Water users out there in scattered parts of the state depending on creeks to water fields are "hurting big time," he said. "They are literally up the creek."
The Utah Farm Bureau adds that some members who take 12 to 14 turns a season at the irrigation canal to get their water have had those turns reduced to as few as four.
For many, that means their growing season that normally would extend to late September or early October is done. In some areas, that have left a 10 percent yield on crops.
Todd Adams, assistant director of the Utah Division of Water Resources, said it's been so dry and hot this year that it is taking twice the amount of water — or 200 percent — to keep turf grass healthy as it did last year.
The good news, Adams said, is that municipal and industrial water use is up only 32 percent for the state from last year.
"We're doing quite well," he said. "With that said, we can do better. What we save this year, we can carry over next year. And we don't know what kind of winter we are going to have."
Are there lessons to be learned from the drought?
Watch the sales at grocery stores and stock up on supplies you think you may need.
Some families go in together and split the cost of buying a hog or steer and having it slaughtered and butchered. Talk to neighbors, friends. Exchange ideas on ensuring fresh food supplies.
When it comes to water, tell your children to turn the tap off while they brush their teeth. Do the same.
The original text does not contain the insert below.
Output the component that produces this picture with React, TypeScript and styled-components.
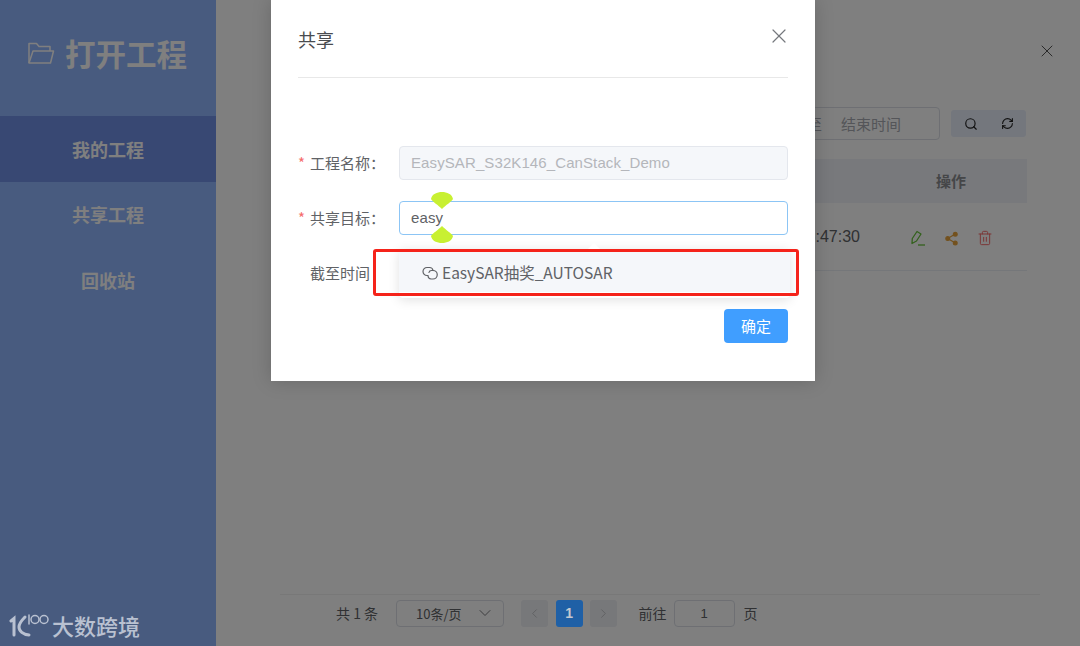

The water you save won't help with the water needs of a Tooele County rancher, but it could stay in the system for next year's use in another household.
The division offers a variety of advice and guides on water-saving tips at www.conservewater.utah.gov.
Burton said he hopes people get over the idea that because water comes out a tap, or even out of streams fed by reservoir storage, there is some sort of endless supply.
"If you can get by with on a little less, use a little less," he said. "Conservation in a year like this is extremely important to survive next year."